The Marxist perspective
remains clear in opposition to Healey’s liberal distortion. The English
Revolution was: a bourgeois revolution paving the way for capitalist growth; a
class struggle between the emerging bourgeoisie and the feudal aristocracy; a phase
of radical popular action in which subordinate classes articulated independent
political agendas; and a pivotal event that significantly influenced the
evolution of modern capitalism. This revolution was neither accidental nor
chaotic, nor driven by fear or confusion. Instead, it was the inevitable result
of deep structural contradictions within English society.

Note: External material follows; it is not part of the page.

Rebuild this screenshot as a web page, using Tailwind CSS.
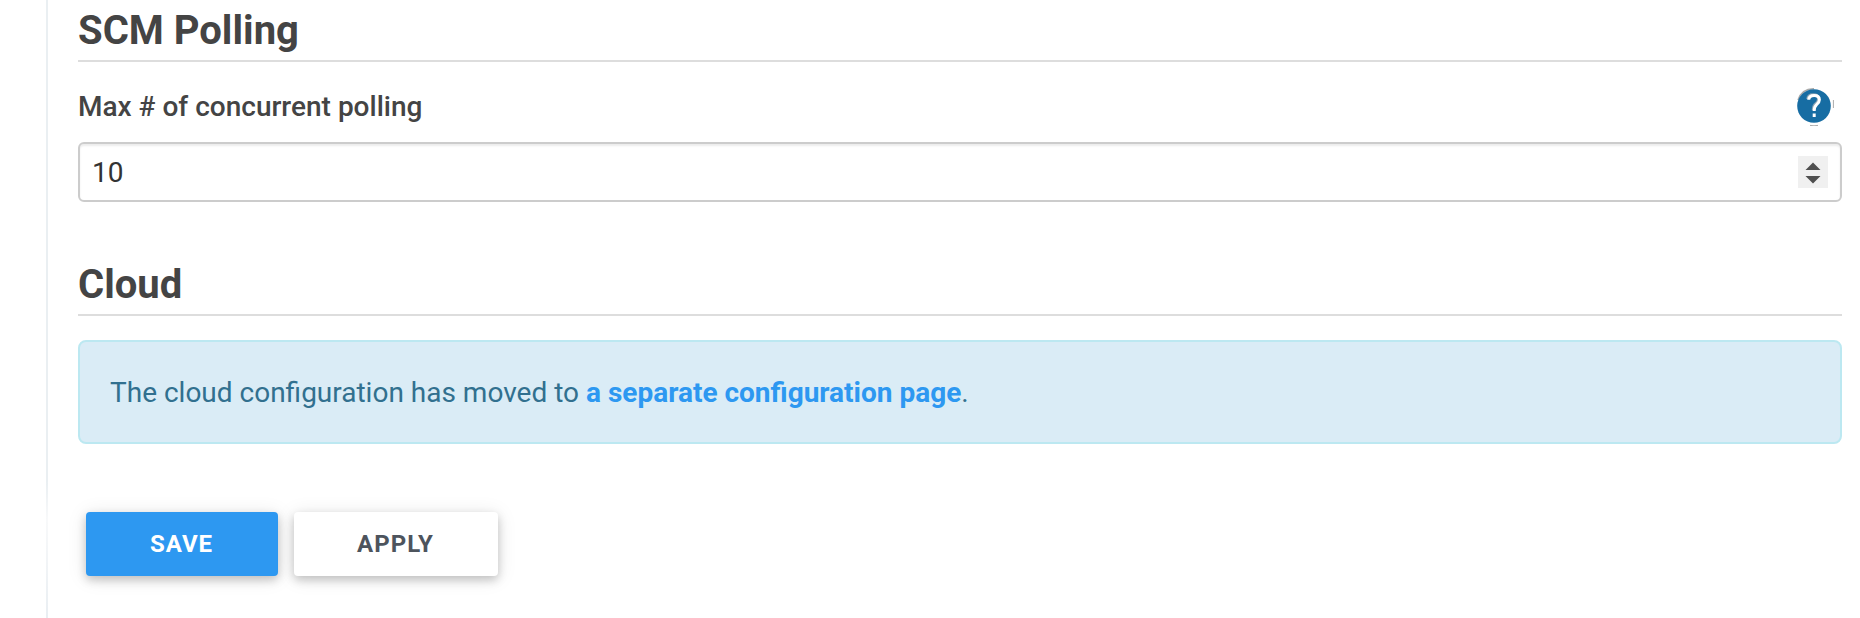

Healey and the Politics of
Historical Amnesia
The Blazing World is
a readable, engaging, and in important respects welcome contribution to the
popular historiography of seventeenth-century England. Its willingness to call
the period revolutionary is a partial break from the revisionist orthodoxy that
has impoverished historical understanding for decades. But it is a break that
stops halfway. Healey has restored the drama without restoring the analysis. He
has given us a revolution without a revolutionary class, upheaval without
explanation, transformation without a motor force.

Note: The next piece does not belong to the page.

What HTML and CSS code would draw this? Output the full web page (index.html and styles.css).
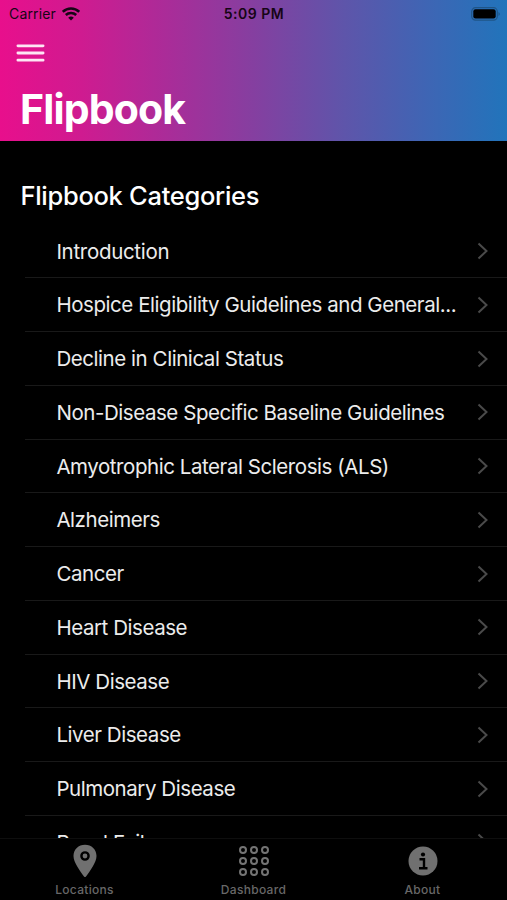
FILE: index.html
```html
<!DOCTYPE html>
<html lang="en">
<head>
<meta charset="utf-8">
<title>Flipbook</title>
<link rel="stylesheet" href="styles.css">
</head>
<body>
<div class="app">
  <header class="header">
    <div class="status">
      <div class="carrier"><span>Carrier</span>
        <svg width="18" height="14" viewBox="0 0 18 14" fill="none" stroke="#160515" stroke-width="2.5"><path d="M.8 4.8C5.4.4 12.6.4 17.2 4.8M3.8 8c2.900-2.800 7.500-2.800 10.400 0"/><path d="M9 13.600 6.200 10.800q2.800-2.500 5.600 0z" fill="#160515" stroke="none"/></svg>
      </div>
      <time class="clock">5:09 PM</time>
      <svg class="battery" width="30" height="14" viewBox="0 0 30 14"><rect x=".7" y=".7" width="25.600" height="12.400" rx="3.800" fill="none" stroke="#1f5587" stroke-width="1.200"/><rect x="2.300" y="2.300" width="22.400" height="9.200" rx="2.200" fill="#000"/><path d="M27.600 4.900q2 2 0 4z" fill="#174a78"/></svg>
    </div>
    <button class="menu" aria-label="Menu"><svg width="29" height="18" viewBox="0 0 29 18" stroke="#fde6f4" stroke-width="2.800" stroke-linecap="round"><path d="M1.900 1.800h25.200M1.900 9h25.200M1.900 16.200h25.200"/></svg></button>
    <h1 class="title">Flipbook</h1>
  </header>
  <main class="content">
    <h2 class="heading">Flipbook Categories</h2>
    <ul class="list">
      <li class="row"><span class="label loose">Introduction</span><svg class="chevron" viewBox="0 0 11 18"><path d="m1.500 1.500 8 7.500-8 7.500"/></svg></li>
      <li class="row"><span class="label">Hospice Eligibility Guidelines and General...</span><svg class="chevron" viewBox="0 0 11 18"><path d="m1.500 1.500 8 7.500-8 7.500"/></svg></li>
      <li class="row"><span class="label">Decline in Clinical Status</span><svg class="chevron" viewBox="0 0 11 18"><path d="m1.500 1.500 8 7.500-8 7.500"/></svg></li>
      <li class="row"><span class="label">Non-Disease Specific Baseline Guidelines</span><svg class="chevron" viewBox="0 0 11 18"><path d="m1.500 1.500 8 7.500-8 7.500"/></svg></li>
      <li class="row"><span class="label">Amyotrophic Lateral Sclerosis (ALS)</span><svg class="chevron" viewBox="0 0 11 18"><path d="m1.500 1.500 8 7.500-8 7.500"/></svg></li>
      <li class="row"><span class="label">Alzheimers</span><svg class="chevron" viewBox="0 0 11 18"><path d="m1.500 1.500 8 7.500-8 7.500"/></svg></li>
      <li class="row"><span class="label">Cancer</span><svg class="chevron" viewBox="0 0 11 18"><path d="m1.500 1.500 8 7.500-8 7.500"/></svg></li>
      <li class="row"><span class="label">Heart Disease</span><svg class="chevron" viewBox="0 0 11 18"><path d="m1.500 1.500 8 7.500-8 7.500"/></svg></li>
      <li class="row"><span class="label">HIV Disease</span><svg class="chevron" viewBox="0 0 11 18"><path d="m1.500 1.500 8 7.500-8 7.500"/></svg></li>
      <li class="row"><span class="label">Liver Disease</span><svg class="chevron" viewBox="0 0 11 18"><path d="m1.500 1.500 8 7.500-8 7.500"/></svg></li>
      <li class="row"><span class="label">Pulmonary Disease</span><svg class="chevron" viewBox="0 0 11 18"><path d="m1.500 1.500 8 7.500-8 7.500"/></svg></li>
      <li class="row"><span class="label">Renal Failure</span><svg class="chevron" viewBox="0 0 11 18"><path d="m1.500 1.500 8 7.500-8 7.500"/></svg></li>
    </ul>
  </main>
  <nav class="tabs">
    <a class="tab"><svg width="34" height="34" viewBox="0 0 34 34"><path d="M17 .8C10.500.8 5.500 5.600 5.500 12c0 3.400 1.500 6.700 3.600 10.200 2.200 3.700 4.700 7.300 6.900 10.200q1 1.200 2 0c2.200-2.900 4.700-6.500 6.900-10.200 2.100-3.500 3.600-6.800 3.600-10.200C28.500 5.600 23.500.8 17 .8z" fill="#707070"/><circle cx="17" cy="12" r="3.600" fill="#707070" stroke="#000" stroke-width="2.400"/></svg><span>Locations</span></a>
    <a class="tab"><svg width="34" height="34" viewBox="0 0 34 34" fill="none" stroke="#747474" stroke-width="2"><circle cx="6" cy="6" r="3"/><circle cx="17" cy="6" r="3"/><circle cx="28" cy="6" r="3"/><circle cx="6" cy="17" r="3"/><circle cx="17" cy="17" r="3"/><circle cx="28" cy="17" r="3"/><circle cx="6" cy="28" r="3"/><circle cx="17" cy="28" r="3"/><circle cx="28" cy="28" r="3"/></svg><span>Dashboard</span></a>
    <a class="tab"><svg width="34" height="34" viewBox="0 0 34 34"><circle cx="17" cy="17" r="14.500" fill="#707070"/><circle cx="17" cy="10.500" r="2.100" fill="#000"/><path d="M13.500 15.300h4.500v8.700M13 24.200h8.500" fill="none" stroke="#000" stroke-width="2.400"/></svg><span>About</span></a>
  </nav>
</div>
</body>
</html>
```
FILE: styles.css
```css
* { box-sizing: border-box; }
body {
  margin: 0;
  background: #000;
  color: #ececec;
  font-family: Inter, "Liberation Sans", sans-serif;
}
.app {
  display: flex;
  flex-direction: column;
  height: 900px;
  overflow: hidden;
}
.header {
  flex: none;
  height: 141px;
  background: linear-gradient(90deg, #e80f8c 0%, #cf1b90 16%, #ac2b98 32%, #853fa0 50%, #5e55aa 68%, #3f65b4 84%, #2174bb 100%);
}
.status {
  display: grid;
  grid-template-columns: 1fr auto 1fr;
  align-items: center;
  height: 27px;
  padding: 0 6px 0 9px;
  color: #160515;
  font-size: 14px;
}
.carrier {
  display: flex;
  align-items: center;
  gap: 6px;
  letter-spacing: .15px;
}
.clock {
  font-weight: 600;
  letter-spacing: .5px;
  margin-right: 2px;
}
.battery { justify-self: end; }
.menu {
  display: block;
  margin: 17px 0 0 16px;
  padding: 0;
  border: 0;
  background: none;
  height: 18px;
}
.menu svg { display: block; }
.title {
  margin: 23px 0 0 20px;
  color: #fff;
  font-size: 41px;
  line-height: 48px;
  font-weight: 700;
  letter-spacing: -.85px;
}
.content {
  flex: 1;
  min-height: 0;
  overflow: hidden;
}
.heading {
  margin: 39px 0 0 20.500px;
  color: #fff;
  font-size: 25.500px;
  line-height: 32px;
  font-weight: 500;
  letter-spacing: -.3px;
}
.list {
  margin: 12.700px 0 0 25px;
  padding: 0;
  list-style: none;
}
.row {
  display: flex;
  align-items: center;
  justify-content: space-between;
  height: 53.760px;
  padding: 0 19px 0 31.400px;
  border-bottom: 1px solid #191919;
}
.label {
  font-size: 20.500px;
  white-space: nowrap;
  letter-spacing: -.44px;
}
.loose { letter-spacing: -.3px; }
.chevron {
  flex: none;
  width: 11px;
  height: 18px;
  fill: none;
  stroke: #4a4a4a;
  stroke-width: 2;
}
.tabs {
  flex: none;
  display: grid;
  grid-template-columns: repeat(3, 1fr);
  height: 62px;
  border-top: 1px solid #0e0e0e;
  background: #000;
}
.tab {
  display: flex;
  flex-direction: column;
  align-items: center;
  padding-top: 5px;
  color: #686868;
  font-size: 12px;
  line-height: 15px;
  font-weight: 500;
  letter-spacing: .3px;
}
.tab span { margin-top: 4px; }
```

The result is a book that can
satisfy neither the serious student of history nor the politically conscious
worker seeking to understand the dynamics of social revolution. The former will
find too much description and too little explanation; the latter will find a
revolution stripped of the very class content that makes it relevant to the
struggles of the present. For a genuinely scientific understanding of the
English Revolution — its class character, its driving forces, its achievements
and its limits — one must return to the Marxist tradition that Healey's
post-revisionist framework cannot accommodate: the work of Hill at his best,
and beyond Hill to the classical analyses of Marx, Engels, and Trotsky, who
grasped that the execution of a king by his subjects was not a misunderstanding
but a world-historical act of class struggle.